Comprehensive New State Survey Shows California Environmental Quality Act Rarely Impedes New Projects
Study covered all state-led projects over a 5-year period
A constant complaint from many business leaders and their allies is the high cost of complying with the California Environmental Quality Act (CEQA), the state’s signature environmental law which requires environmental review for major new projects. But a new survey from the State of California shows that the law rarely affects most projects where the state is the lead agency.
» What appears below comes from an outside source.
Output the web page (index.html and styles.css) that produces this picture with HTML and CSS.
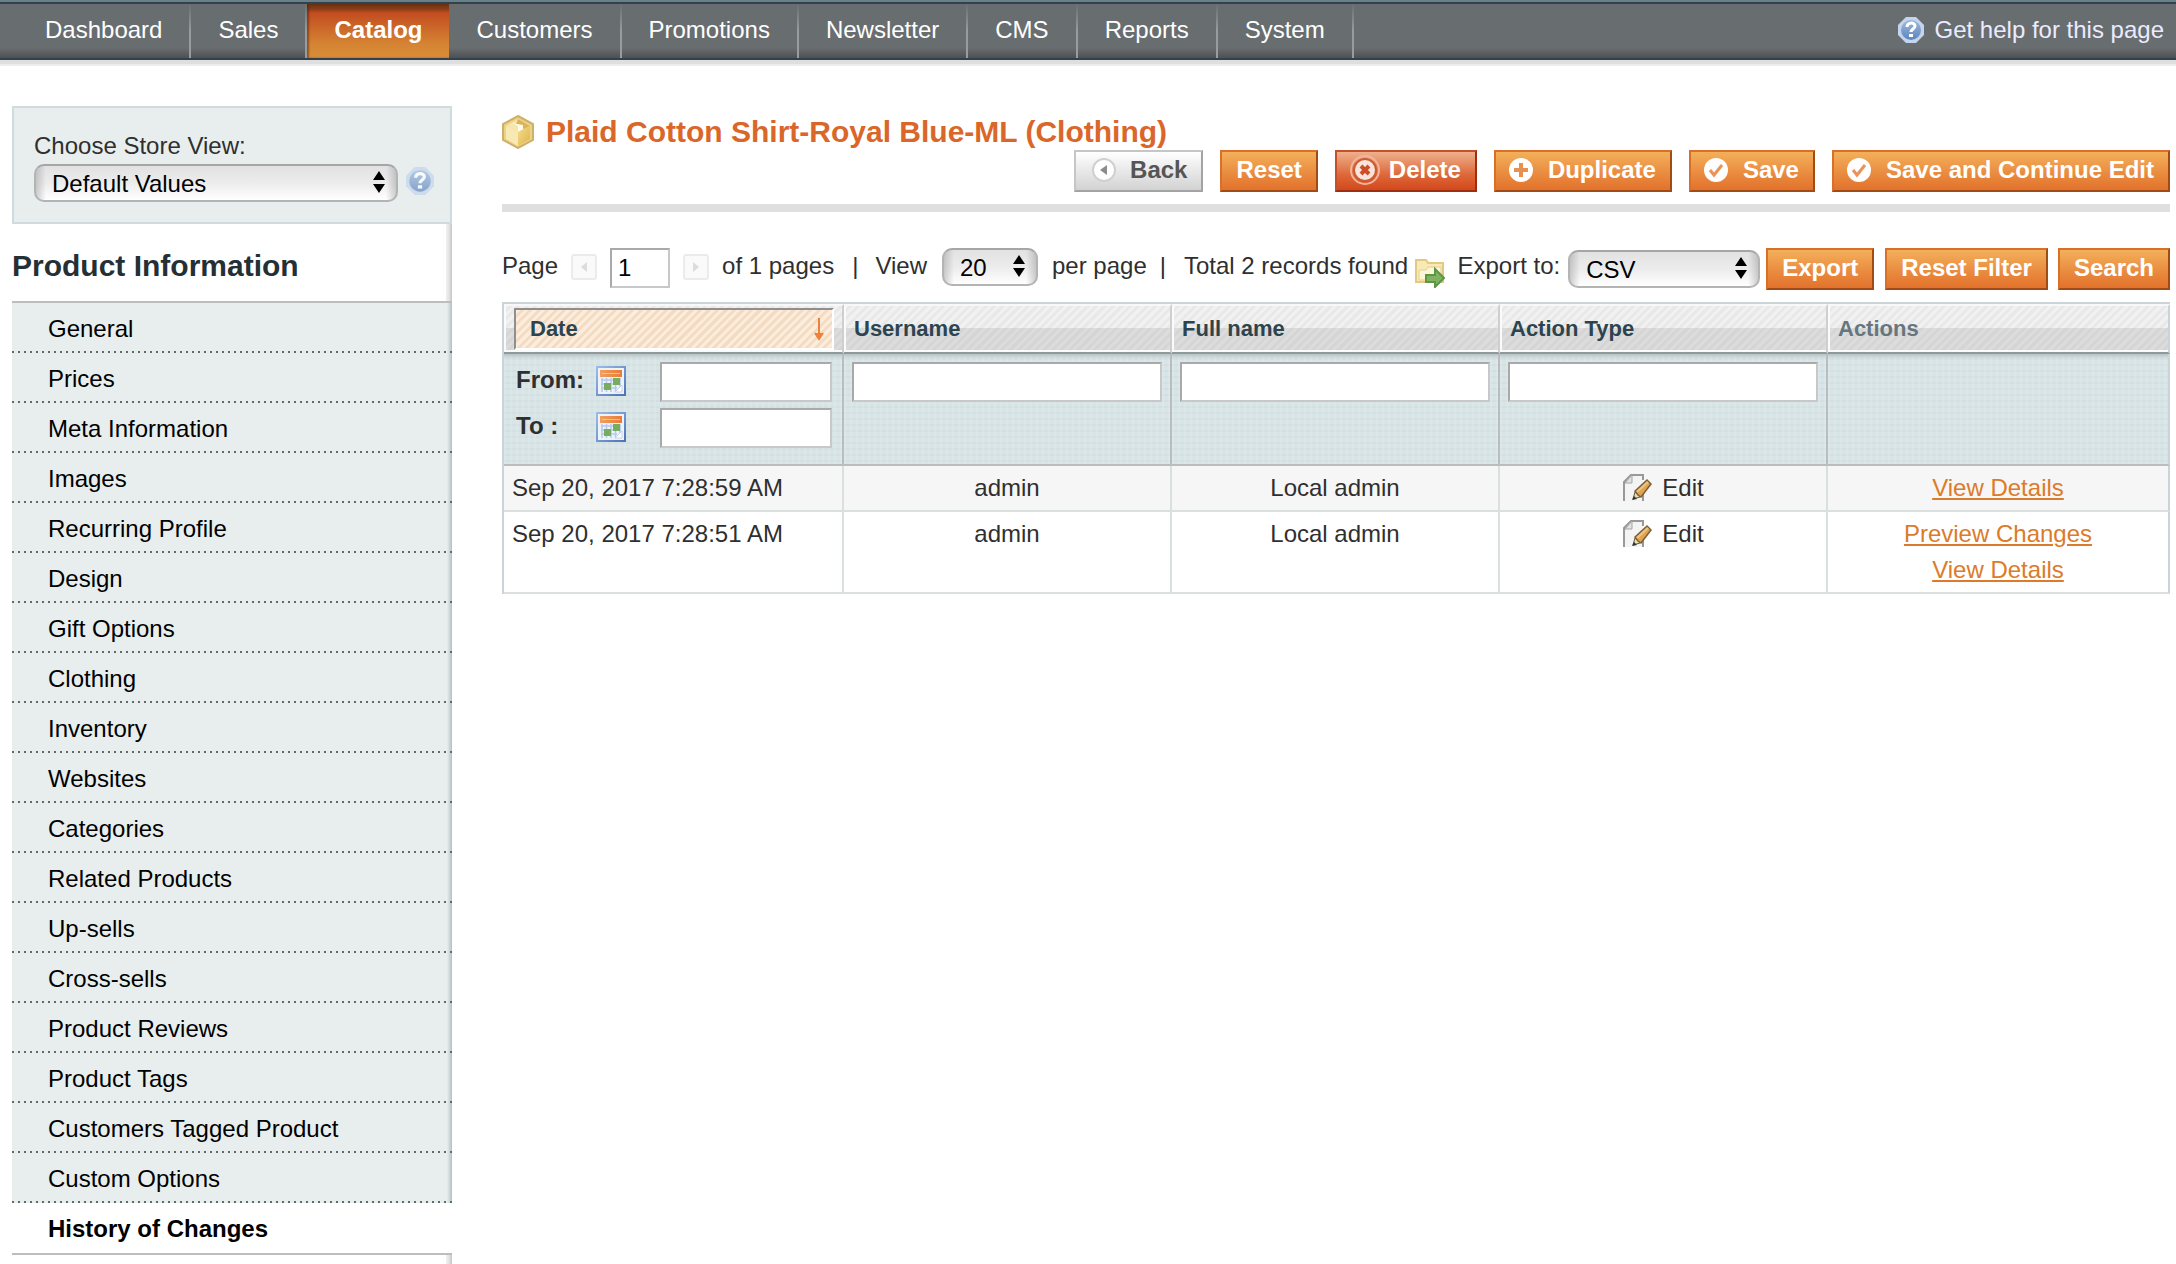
FILE: index.html
```html
<!DOCTYPE html>
<html lang="en">
<head>
<meta charset="utf-8">
<title>Plaid Cotton Shirt-Royal Blue-ML / Manage Products</title>
<link rel="stylesheet" href="styles.css">
</head>
<body>
<svg class="sprite" width="0" height="0" aria-hidden="true">
  <defs>
    <linearGradient id="helpFill" x1="0" y1="0" x2="0" y2="1"><stop offset="0" stop-color="#9db9dd"/><stop offset="1" stop-color="#5c85bd"/></linearGradient>
    <linearGradient id="goldTop" x1="0" y1="0" x2="1" y2="1"><stop offset="0" stop-color="#f6dc8c"/><stop offset="1" stop-color="#deb44c"/></linearGradient>
    <linearGradient id="calTop" x1="0" y1="0" x2="1" y2="0"><stop offset="0" stop-color="#f0a060"/><stop offset="1" stop-color="#ea7a35"/></linearGradient>
    <linearGradient id="calEdge" x1="0" y1="0" x2="1" y2="1"><stop offset="0" stop-color="#9dbbe6"/><stop offset="1" stop-color="#4d74b8"/></linearGradient>
    <symbol id="help" viewBox="0 0 28 28">
      <path d="M9 1h10l8 8v10l-8 8H9l-8-8V9z" fill="#c3d5ec"/>
      <circle cx="14" cy="14" r="10" fill="url(#helpFill)"/>
      <path d="M10 11c0-5 8-5 8-1 0 3-4 3-4 6" fill="none" stroke="#fff" stroke-width="3"/>
      <rect x="12" y="18" width="4" height="3" fill="#fff"/>
    </symbol>
    <symbol id="calendar" viewBox="0 0 30 30">
      <rect x="1" y="1" width="28" height="28" fill="#eef3fb" stroke="url(#calEdge)" stroke-width="2"/>
      <rect x="4" y="4" width="22" height="7" fill="url(#calTop)"/>
      <path d="M6 7.500h18" stroke="#f7c08e" stroke-width="1"/>
      <path d="M6 12v14M10.500 12v14M15 12v14M19.500 12v14M24 12v9M5 14h20M5 18h20M5 22h16" stroke="#b5c9ea" stroke-width="1.500"/>
      <rect x="17" y="12" width="7" height="7" fill="#76ad60"/>
      <rect x="8" y="17" width="7" height="7" fill="#76ad60"/>
      <path d="M19 26l7-7v7z" fill="#fff" stroke="#c3d2ec"/>
    </symbol>
    <symbol id="edit" viewBox="0 0 30 30">
      <path d="M2 28V9l7-7h12v26z" fill="#f4f4f4"/>
      <path d="M2 28V9l7-7h12v5M21 20v8" fill="none" stroke="#999" stroke-width="2"/>
      <path d="M3 10h7V2z" fill="#e2e2e2" stroke="#a5a5a5"/>
      <path d="M11 26l2-7 5 5z" fill="#e9dfae" stroke="#5d5638"/>
      <path d="M13 18L25 7l4 4-10 13-3-2z" fill="#dda452" stroke="#7d5f33" stroke-width="1.500"/>
      <path d="M15 19L26 9" stroke="#f0c481" stroke-width="2"/>
      <path d="M10 27l2-4 3 3z" fill="#333"/>
    </symbol>
    <symbol id="check" viewBox="0 0 26 26">
      <circle cx="13" cy="13" r="12" fill="#fff"/>
      <path d="M7 13l4 5 8-10" fill="none" stroke="#ea9258" stroke-width="3"/>
    </symbol>
  </defs>
</svg>

<header class="topbar">
  <nav class="menu">
    <a href="#">Dashboard</a>
    <a href="#">Sales</a>
    <a href="#" class="active">Catalog</a>
    <a href="#">Customers</a>
    <a href="#">Promotions</a>
    <a href="#">Newsletter</a>
    <a href="#">CMS</a>
    <a href="#">Reports</a>
    <a href="#">System</a>
  </nav>
  <a href="#" class="page-help"><svg width="28" height="28"><use href="#help"/></svg>Get help for this page</a>
</header>

<div class="page">
  <aside class="sidebar">
    <div class="switcher">
      <label for="store">Choose Store View:</label>
      <div class="switcher-row">
        <span class="select select-store"><select id="store"><option>Default Values</option></select><svg class="arrows" width="12" height="22" viewBox="0 0 12 22"><path d="M6 0l6 9H0zM0 13h12l-6 9z"/></svg></span>
        <a href="#" class="faded" aria-label="What is this?"><svg width="30" height="30"><use href="#help"/></svg></a>
      </div>
    </div>
    <h3>Product Information</h3>
    <ul class="tabs">
      <li><a href="#">General</a></li>
      <li><a href="#">Prices</a></li>
      <li><a href="#">Meta Information</a></li>
      <li><a href="#">Images</a></li>
      <li><a href="#">Recurring Profile</a></li>
      <li><a href="#">Design</a></li>
      <li><a href="#">Gift Options</a></li>
      <li><a href="#">Clothing</a></li>
      <li><a href="#">Inventory</a></li>
      <li><a href="#">Websites</a></li>
      <li><a href="#">Categories</a></li>
      <li><a href="#">Related Products</a></li>
      <li><a href="#">Up-sells</a></li>
      <li><a href="#">Cross-sells</a></li>
      <li><a href="#">Product Reviews</a></li>
      <li><a href="#">Product Tags</a></li>
      <li><a href="#">Customers Tagged Product</a></li>
      <li><a href="#">Custom Options</a></li>
      <li class="current"><a href="#">History of Changes</a></li>
    </ul>
  </aside>

  <main class="content">
    <div class="content-header">
      <h1><svg width="32" height="34" viewBox="0 0 32 34"><path d="M16 1l15 8v16l-15 8-15-8V9z" fill="#ecd384" stroke="#cdb06a" stroke-width="2"/><path d="M16 4l12 7-12 6-12-6z" fill="#f6e6ae"/><path d="M16 4l12 7-6 3-8-5z" fill="#d9b458"/><path d="M4 11l12 6v14L4 24z" fill="#f8e9b4"/><path d="M16 17l12-6v13l-12 7z" fill="url(#goldTop)"/><path d="M10 8l6 3v6l5-3V10" fill="#fffbe6"/></svg>Plaid Cotton Shirt-Royal Blue-ML (Clothing)</h1>
      <div class="actions">
        <button type="button" class="btn back"><svg width="26" height="26" viewBox="0 0 26 26"><circle cx="14" cy="13" r="11" fill="#fff" stroke="#d0d0d0" stroke-width="2"/><path d="M17 8v10l-7-5z" fill="#8b8b8b"/></svg>Back</button>
        <button type="button" class="btn">Reset</button>
        <button type="button" class="btn delete"><svg width="32" height="30" viewBox="0 0 32 30"><circle cx="16" cy="15" r="14" fill="none" stroke="#f0b59a" stroke-width="2"/><circle cx="16" cy="15" r="11" fill="#f9e3da" stroke="#cd5a33" stroke-width="2"/><path d="M12 11l8 8M20 11l-8 8" stroke="#cc4e27" stroke-width="4"/></svg>Delete</button>
        <button type="button" class="btn with-icon"><svg width="26" height="26" viewBox="0 0 26 26"><circle cx="13" cy="13" r="12" fill="#fff"/><path d="M13 6v14M6 13h14" stroke="#e8904f" stroke-width="4"/></svg>Duplicate</button>
        <button type="button" class="btn with-icon"><svg width="26" height="26"><use href="#check"/></svg>Save</button>
        <button type="button" class="btn with-icon"><svg width="26" height="26"><use href="#check"/></svg>Save and Continue Edit</button>
      </div>
    </div>

    <div class="grid-bar">
      <div class="pager">
        <label for="pageno">Page</label>
        <svg class="step" width="26" height="26" viewBox="0 0 26 26"><rect x="1" y="1" width="24" height="24" rx="2" fill="#fafafa" stroke="#ebebeb" stroke-width="2"/><path d="M16 8v10l-6-5z" fill="#dcdcdc"/></svg>
        <input id="pageno" class="field" type="text" value="1">
        <svg class="step" width="26" height="26" viewBox="0 0 26 26"><rect x="1" y="1" width="24" height="24" rx="2" fill="#fafafa" stroke="#ebebeb" stroke-width="2"/><path d="M10 8v10l6-5z" fill="#dcdcdc"/></svg>
        <span>of 1 pages</span>
        <span class="sep">|</span>
        <label for="limit">View</label>
        <span class="select select-limit"><select id="limit"><option>20</option></select><svg class="arrows" width="12" height="22" viewBox="0 0 12 22"><path d="M6 0l6 9H0zM0 13h12l-6 9z"/></svg></span>
        <span class="per">per page</span>
        <span class="bar">|</span>
        <span>Total 2 records found</span>
      </div>
      <div class="export">
        <svg class="folder" width="30" height="30" viewBox="0 0 30 30"><path d="M1 24V2h10l2 3h15v19z" fill="#f8eab5" stroke="#e2ca85" stroke-width="2"/><path d="M4 22V12h7l2-3h13v13z" fill="#fdf6d6" stroke="#e5cf8b"/><path d="M11 17h9v-6l9 9-9 9v-5h-9z" fill="#7fb261" stroke="#5f9646" stroke-width="2"/></svg>
        <label for="format">Export to:</label>
        <span class="select select-format"><select id="format"><option>CSV</option></select><svg class="arrows" width="12" height="22" viewBox="0 0 12 22"><path d="M6 0l6 9H0zM0 13h12l-6 9z"/></svg></span>
        <button type="button" class="btn">Export</button>
        <button type="button" class="btn filter-reset">Reset Filter</button>
        <button type="button" class="btn">Search</button>
      </div>
    </div>

    <table class="grid">
      <colgroup><col class="col-date"><col><col><col><col class="col-actions"></colgroup>
      <thead>
        <tr class="headings">
          <th class="sorted"><a href="#">Date<svg width="10" height="24" viewBox="0 0 10 24"><path d="M5 0v20M1 15l4 6 4-6" fill="none" stroke="#f08038" stroke-width="2"/><path d="M1 15h8l-4 7z" fill="#f08038"/></svg></a></th>
          <th><a href="#">Username</a></th>
          <th><a href="#">Full name</a></th>
          <th><a href="#">Action Type</a></th>
          <th class="plain">Actions</th>
        </tr>
        <tr class="filters">
          <td class="range">
            <div class="range-line"><label for="from">From:</label><svg width="30" height="30"><use href="#calendar"/></svg><input id="from" class="field" type="text"></div>
            <div class="range-line"><label for="to">To :</label><svg width="30" height="30"><use href="#calendar"/></svg><input id="to" class="field" type="text"></div>
          </td>
          <td><input class="field" type="text" aria-label="Username"></td>
          <td><input class="field" type="text" aria-label="Full name"></td>
          <td><input class="field" type="text" aria-label="Action Type"></td>
          <td></td>
        </tr>
      </thead>
      <tbody>
        <tr>
          <td class="date">Sep 20, 2017 7:28:59 AM</td>
          <td>admin</td>
          <td>Local admin</td>
          <td><span class="kind"><svg width="30" height="30"><use href="#edit"/></svg>Edit</span></td>
          <td><a href="#">View Details</a></td>
        </tr>
        <tr>
          <td class="date">Sep 20, 2017 7:28:51 AM</td>
          <td>admin</td>
          <td>Local admin</td>
          <td><span class="kind"><svg width="30" height="30"><use href="#edit"/></svg>Edit</span></td>
          <td><a href="#">Preview Changes</a><br><a href="#">View Details</a></td>
        </tr>
      </tbody>
    </table>
  </main>
</div>
</body>
</html>
```
FILE: styles.css
```css
* { box-sizing: border-box; }

body {
  margin: 0;
  background: #fff;
  color: #2f2f2f;
  font: 24px/36px "Liberation Sans", Arial, Helvetica, sans-serif;
}

svg { display: block; flex: none; }
.sprite { position: absolute; }
button, input, select { font: inherit; margin: 0; }

/* Top menu */
.topbar {
  display: flex;
  justify-content: space-between;
  height: 60px;
  padding: 2px 0 0 18px;
  background: linear-gradient(#688088 0 2px, #33414e 2px 4px, #686d70 4px 48px, #4c5052 58px, #33414e 58px);
  box-shadow: 0 4px 0 #dfdfdf, 0 6px 0 #ececec;
}
.menu { display: flex; padding: 2px 0; }
.menu a {
  height: 54px;
  padding: 0 27px;
  border-right: 2px solid;
  border-image: linear-gradient(#686d70, #999c9e 50%) 1;
  border-width: 0 2px 0 0;
  color: #fff;
  line-height: 52px;
  text-decoration: none;
}
.menu .active {
  border: 0;
  background: linear-gradient(#6b3413, #8a3d18 5px, #c34d20 9px, #d58433 40px, #d98e38);
  box-shadow: inset 2px 0 2px rgba(80, 30, 10, .5);
  font-weight: bold;
}
.page-help {
  display: flex;
  align-items: center;
  gap: 10px;
  padding: 0 12px 2px 0;
  color: #ebebff;
  text-decoration: none;
}

.page {
  display: flex;
  gap: 50px;
  padding: 46px 6px 0 12px;
}

/* Left column */
.sidebar {
  flex: none;
  width: 440px;
  padding-bottom: 60px;
  background: linear-gradient(to left, #c4c4c4, #e4e4e4 3px, #f0f0f0 6px, transparent 6px);
}
.switcher {
  height: 118px;
  padding: 20px 14px 0 20px;
  border: 2px solid #d0dbdf;
  background: #e8eeee;
}
.switcher label { display: block; }
.switcher-row { display: flex; gap: 7px; }
.faded { padding-top: 2px; opacity: .7; }

.select {
  position: relative;
  display: block;
  height: 38px;
}
.select select {
  appearance: none;
  display: block;
  width: 100%;
  height: 100%;
  padding: 0 0 4px 16px;
  border: 2px solid #b4b4b4;
  border-top-color: #a6a6a6;
  border-radius: 10px;
  background: linear-gradient(to right, rgba(150, 150, 150, .45), transparent 10px calc(100% - 10px), rgba(150, 150, 150, .45)), linear-gradient(#e2e2e2, #ececec 50%, #fff);
  color: #000;
}
.arrows {
  position: absolute;
  right: 13px;
  top: 7px;
  pointer-events: none;
}
.select-store { width: 364px; }
.select-limit { width: 96px; }
.select-format { width: 192px; }

.sidebar h3 {
  margin: 0;
  padding: 24px 0 17px;
  color: #253035;
  font-size: 30px;
  line-height: 36px;
}
.tabs {
  margin: 0;
  padding: 0;
  border: solid #bdbdbd;
  border-width: 2px 0;
  list-style: none;
}
.tabs li {
  height: 50px;
  background:
    repeating-linear-gradient(to right, #5f6b6b 0 2px, transparent 2px 6px) left bottom / 100% 2px no-repeat,
    linear-gradient(to left, #b3c0c0, #d4dcdc 3px, #e8eeee 5px);
}
.tabs a {
  display: block;
  padding: 8px 0 6px 36px;
  color: #000;
  text-decoration: none;
}
.tabs .current { background: #fff; font-weight: bold; }

/* Content */
.content { flex: 1; min-width: 0; }
.content-header { border-bottom: 8px solid #dfdfdf; }
.content-header h1 {
  display: flex;
  align-items: center;
  gap: 12px;
  margin: 0;
  padding-top: 8px;
  color: #da6629;
  font-size: 30px;
  line-height: 36px;
}
.actions {
  display: flex;
  justify-content: flex-end;
  gap: 17px;
  padding-bottom: 12px;
}
.btn {
  display: flex;
  align-items: center;
  height: 42px;
  padding: 0 14px 2px;
  border: 2px solid;
  border-color: #d8702a #a04c18 #a04c18 #d8702a;
  background: linear-gradient(#f3b05b, #e9893e 60%, #e2722c);
  color: #fff;
  font-weight: bold;
  white-space: nowrap;
}
.with-icon { gap: 14px; padding-left: 12px; }
.back {
  gap: 14px;
  border-color: #c6c6c6 #a3a3a3 #a3a3a3 #c6c6c6;
  background: linear-gradient(#fff, #d2d2d2);
  color: #555;
}
.delete {
  gap: 8px;
  padding-left: 12px;
  border-color: #c5512a #9c2f12 #9c2f12 #c5512a;
  background: linear-gradient(#efb08c, #dd6839 60%, #d3481d);
}

.grid-bar {
  display: flex;
  justify-content: space-between;
  padding: 36px 0 12px;
}
.pager, .export { display: flex; align-items: flex-start; white-space: nowrap; }
.pager > *, .export > * { flex: none; }
.pager .step { margin: 6px 13px 0; }
.field {
  display: block;
  width: 100%;
  height: 40px;
  padding: 0 6px;
  border: 2px solid;
  border-color: #a9a9a9 #c8c8c8 #c8c8c8 #a9a9a9;
  background: #fff;
  color: #000;
}
.pager .field { width: 60px; }
.sep { padding: 0 17px 0 18px; }
.select-limit { margin: 0 14px 0 15px; }
.bar { padding: 0 18px 0 13px; }
.folder { margin: 10px 12px 0 0; }
.select-format { margin: 2px 6px 0 8px; }
.filter-reset { margin: 0 10px 0 11px; }

/* Records */
.grid {
  width: 100%;
  table-layout: fixed;
  border-collapse: separate;
  border-spacing: 0;
  border: 2px solid #ccd3d6;
  border-width: 2px 0 0 2px;
}
.col-date { width: 340px; }
.col-actions { width: 342px; }
.grid th, .grid td { padding: 0; vertical-align: top; }
.headings th {
  height: 50px;
  border: solid;
  border-width: 2px 2px 2px 0;
  border-color: #f8f8f8 #cfcfcf #8f9a98 #fff;
  background:
    repeating-linear-gradient(135deg, transparent 0 3px, rgba(120, 120, 120, .07) 3px 6px),
    linear-gradient(#f1f1f1 22px, #dcdcdc 22px);
  box-shadow: inset 2px -2px 0 #fafafa;
  font-size: 22px;
  line-height: 28px;
  text-align: left;
}
.headings th, .headings a { color: #2d444f; text-decoration: none; }
.headings th:not(.sorted) { padding: 9px 10px 0; }
.headings .plain { color: #67767e; }
.headings .sorted { padding: 2px 8px 0 10px; }
.sorted a {
  display: flex;
  justify-content: space-between;
  height: 42px;
  padding: 5px 8px 0 14px;
  border: 2px solid;
  border-color: #8f8f8f #fff #fff #8f8f8f;
  background: repeating-linear-gradient(135deg, #fbecdb 0 3px, #f3dcc3 3px 6px);
}
.sorted svg { margin-top: 3px; }
.filters td {
  height: 112px;
  padding: 8px;
  border: solid #b9bdbd;
  border-width: 0 2px 2px 0;
  background:
    linear-gradient(#b6c2c3, transparent 5px),
    repeating-linear-gradient(to right, rgba(255, 255, 255, .12) 0 2px, transparent 2px 6px),
    repeating-linear-gradient(#d8e4e6 0 4px, #d3e0e2 4px 6px);
}
.filters .range { padding: 8px 10px 0 12px; }
.range-line { display: flex; height: 46px; font-weight: bold; }
.range-line label { width: 80px; }
.range-line svg { margin-top: 4px; }
.range-line .field { width: 172px; margin-left: auto; }
.grid tbody td {
  padding: 4px 6px;
  border: solid #dadfe0;
  border-width: 0 2px 2px 0;
  text-align: center;
}
.grid tbody tr:first-child td { background: #f6f6f6; }
.grid tbody .date { padding-left: 8px; text-align: left; }
.grid tr > :last-child { border-right-color: #ccd3d6; }
.grid tbody a { color: #dc7b29; }
.kind { display: flex; justify-content: center; align-items: center; gap: 10px; height: 36px; }
```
The study examined all state-led projects over a five-year period, from 2011 to 2016. First, 90% of the state’s projects were already exempt from the law, due to compliance with legislative or regulatory provisions that exempt certain types of projects. Second, a full-blown environmental impact report occurred less than one percent of the time, while litigation was virtually negligible. Here is the summary chart:
These findings are consistent with a 2016 study sponsored by the Rose Foundation, which found similarly low litigation rates statewide (Sean Hecht and I from this blog served as reviewers):
The number of lawsuits filed under CEQA has been surprisingly low, averaging 195 per year throughout California since 2002. Annual filings since 2002 indicate that while the number of petitions has slightly fluctuated from year to year, from 183 in 2002, to 206 in 2015, there is no pattern of overall increased litigation. In fact, litigation year to year does not trend with California’s population growth, at 12.5 percent overall during the same period.The rate of litigation compared to all projects receiving environmental review under CEQA is also very low, with lawsuits filed for fewer than 1 out of every 100 projects reviewed underCEQA that were not considered exempt. The estimated rate of litigation for all CEQA projects undergoing environmental review (excluding exemptions) was 0.7 percent for the past three years. This is consistent with earlier studies, and far lower than some press reports about individual projects may imply.
So while some in the big business (and big law) fields have gone to great lengths to portray CEQA and its attendant litigation as a major problem in the state, the data just aren’t matching (though “soft” costs, from defensive project siting and design, have still yet to be researched in any kind of meaningful way).
It’s still true that CEQA can be a barrier to new development. But based on the data so far, it’s just not a major one.